A question that seems to be on the minds of many, today, is the question of whether to convert to Microsoft's Hyper-V or VMware's vSphere. The first thing I hear after that is a price comparison, followed by an argument in favor of one or the other. My answer, as usual, is, "It depends." IT should not be looking at everything from a cost perspective all the time -- it's not the sole function of IT. I understand that the great recession molded us in a way where all we think about is cost savings.

Today more than ever, IT is an essential part of any business's success. So, IT has to grow up and understand that its role has evolved. We are no longer able to just rack, stack, cable and install operating systems and applications and expect to rule the world. Instead of IT focusing on how to justify every penny it needs and instead of being viewed as a cost center, it is time for IT to start thinking in business terms. I live and die by one rule, and so should you: "There are no IT projects, only business projects."

With that rule in mind, instead of comparing Hyper-V and vSphere from a cost and features standpoint, consider the business implications. Have you considered the implications of your decision not just on today's requirements but also on your one-, three- and five-year IT strategy plans? I will stop with the rhetoric and get more specific. Here is a list of questions that will help you frame which virtual infrastructure is good for you (and in some cases, it might be both):

  • Do you have a one-, three- and five-year IT strategic plan?
  • Do you have a cloud computing strategy? Private and public?
  • Have you evaluated your current applications and their supportability and performance on the virtual infrastructure of choice?
  • Have you considered applications that the business could be looking at that you have not been informed of yet? Have you communicated with the business?
  • Do you have a backup and recovery plan and, if so, have you considered its implications and requirements?
  • Are you considering converged infrastructures?
  • Are you considering automation and orchestration at both the virtual and physical layers?
  • Are you considering advanced virtual networking, security and data mobility across geographies?

These are just sample questions and one could probably make the argument for both Hyper-V and vSphere, but where your role comes into play is to evaluate where both these infrastructures are at from a capabilities perspective as it aligns with your current and your short- and long-term objectives.
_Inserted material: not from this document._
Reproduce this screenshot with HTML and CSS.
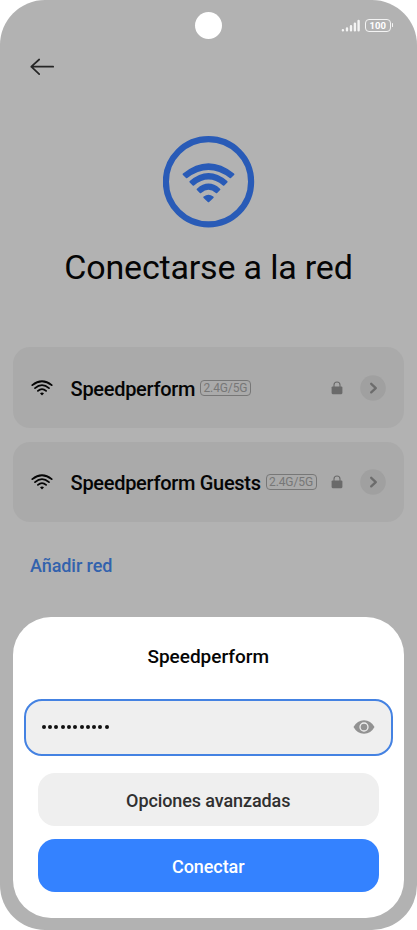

Which company's private cloud strategy is more mature and addresses your requirements? Which company's technology is more aligned with other players in your datacenter that could help you implement your strategy? And, more important, which company's vision is more closely aligned with your needs?

You must build a business case and judge the technologies based on what they can deliver today as well as look at the potential for technology delivery in a timely manner tomorrow.

If you are reading this and thinking to yourself, "I am an SMB company and this seems complicated and applies to enterprises only," then I disagree with you, I think SMBs also have a strong ambition to leverage the cloud and limit or eliminate a managed physical infrastructure. As a result, your technology selection will affect your company's ability to deliver services.

If you choose a hypervisor and then realize that your company needs one that can migrate from a private to public cloud, for example, or if you choose a virtual infrastructure that did not have the right level or maturity of integration with a converged infrastructure (again, to deliver services), you should re-evaluate your decisionmaking process. It's not just about "good enough," it's about "what we are doing next." Once you've decided on one virtual infrastructure over another, both Microsoft and VMware offer free tools to help you migrate to their platforms.

Microsoft just released its Microsoft Virtual Machine Converter, which allows you to convert VMDKs created with vSphere 4.0 or newer into VHDX format to run on Hyper-V of Windows Server 2008 R2 SP1 with Hyper-V or newer. Conversely, VMware also has a free tool called VMware vCenter Converter, which would help you convert Microsoft Virtual Hard Drive file format into vSphere.

The point I am trying to make here is that there is no lack of tools to convert you from one platform or another. My advice to you is to put the marketing and vendor pressure aside and make a decision not solely on cost today, but also on alignment and value that you can realistically deliver to your organization.